16. The method of claim 1 wherein determining the likelihood that the concatenated n-gram belongs to the first language comprises basing the determination on the following term:

(0.5+(0.5*(number of times the n-gram occurs in the first language))/(number of times the most common n-gram occurs in the first language))* (number of times the concatenated n-gram occurs in the first language)/(number of times the concatenated n-gram occurs in all languages under consideration)

17. The method of claim 1 further comprising:

determining that the name is a surname;

assigning a surname weight to the name based on the determination that the name is a surname;

determining a weighted likelihood that the surname belongs to the first language by multiplying the likelihood that the surname belongs to the first language by the surname weight;

accessing a given name that corresponds to the surname, wherein the given name and the surname form a complete name;

determining a likelihood that the given name belongs to the first language;

assigning a given-name weight to the given name;

determining a weighted likelihood that the given name belongs to the first language by multiplying the likelihood that the given name belongs to the first language by the given-name weight; and

determining a likelihood that the complete name belongs to the first language by adding the weighted likelihood that the given name belongs to the first language and the weighted likelihood that the surname belongs to the first language.

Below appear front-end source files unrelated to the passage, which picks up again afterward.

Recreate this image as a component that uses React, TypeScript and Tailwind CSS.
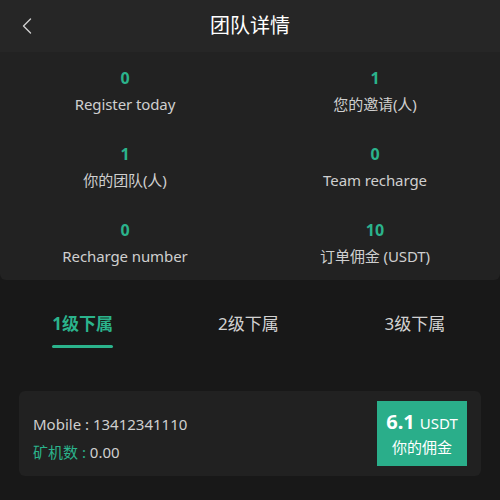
import { ChevronLeft } from "lucide-react";

const stats = [
  { value: "0", label: "Register today" },
  { value: "1", label: "您的邀请(人)" },
  { value: "1", label: "你的团队(人)" },
  { value: "0", label: "Team recharge" },
  { value: "0", label: "Recharge number" },
  { value: "10", label: "订单佣金 (USDT)" },
];

const tabs = ["1级下属", "2级下属", "3级下属"];

function App() {
  return (
    <div
      className="w-[500px] h-[500px] overflow-hidden bg-[#181818] text-[#d2d2d2]"
      style={{ fontFamily: '"Noto Sans", "Noto Sans CJK SC", sans-serif' }}
    >
      <div className="h-[52px] bg-[#262626] flex items-center relative">
        <ChevronLeft
          size={28}
          strokeWidth={1.2}
          className="absolute left-[13px] text-[#cfcfcf]"
        />
        <div className="w-full text-center text-[20px] text-white">团队详情</div>
      </div>

      <div className="bg-[#222222] grid grid-cols-2 rounded-b-md">
        {stats.map((s, i) => (
          <div key={i} className="h-[76px] flex flex-col items-center justify-center pt-[2px]">
            <div className="text-[16px] leading-[22px] font-bold text-[#2bb38c]">{s.value}</div>
            <div className="text-[15px] leading-[22px] mt-[4px] tracking-[-0.1px] text-[#cfcfcf]">{s.label}</div>
          </div>
        ))}
      </div>

      <div className="grid grid-cols-3 pt-[32px] pl-[1px]">
        {tabs.map((t, i) => (
          <div key={t} className={i === 0 ? "flex justify-center -ml-[3px]" : "flex justify-center -ml-[4px]"}>
            <div className="flex flex-col items-center">
              <div
                className={
                  i === 0
                    ? "text-[17px] leading-[24px] font-bold text-[#2bb38c]"
                    : "text-[17px] leading-[24px] text-[#d2d2d2]"
                }
              >
                {t}
              </div>
              <div
                className={
                  i === 0
                    ? "mt-[9px] h-[3px] w-[61px] bg-[#2bb38c] rounded-full"
                    : "mt-[9px] h-[3px] w-[61px]"
                }
              />
            </div>
          </div>
        ))}
      </div>

      <div className="mx-[19px] mt-[43px] h-[85px] rounded-md bg-[#212121] flex items-center justify-between pl-[14px] pr-[14px]">
        <div className="flex flex-col gap-[6px] pt-[8px] text-[15px] leading-[22px]">
          <div className="text-[#cfcfcf]">Mobile : 13412341110</div>
          <div>
            <span className="text-[#2bb38c]">矿机数 :</span>
            <span className="text-[#cfcfcf]"> 0.00</span>
          </div>
        </div>
        <div className="w-[90px] h-[65px] bg-[#2aae8a] flex flex-col items-center justify-center text-white">
          <div className="leading-[26px]">
            <span className="text-[20px] font-bold">6.1</span>
            <span className="text-[15px] ml-[5px]">USDT</span>
          </div>
          <div className="text-[15px] leading-[22px]">你的佣金</div>
        </div>
      </div>
    </div>
  );
}

export default App;
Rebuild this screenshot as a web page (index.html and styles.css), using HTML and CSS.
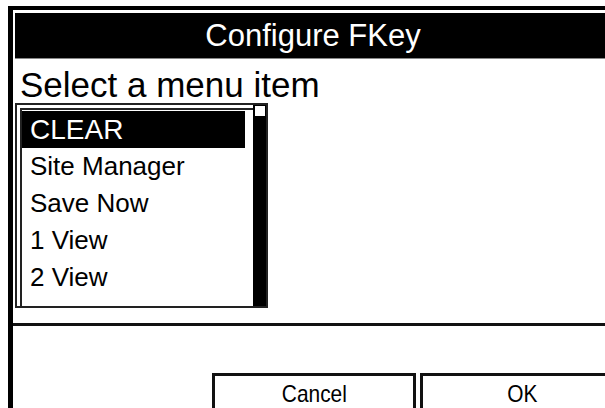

18. The method of claim 1 further comprising:

determining that the name occupies a given name field of a larger name;

determining that a second name occupies a second given name field of the larger name, wherein the name and the second name form a complete given name;

accessing the second name;

determining a likelihood that the second name belongs to the first language; and

determining a likelihood that the complete given name belongs to the first language by averaging the two likelihoods.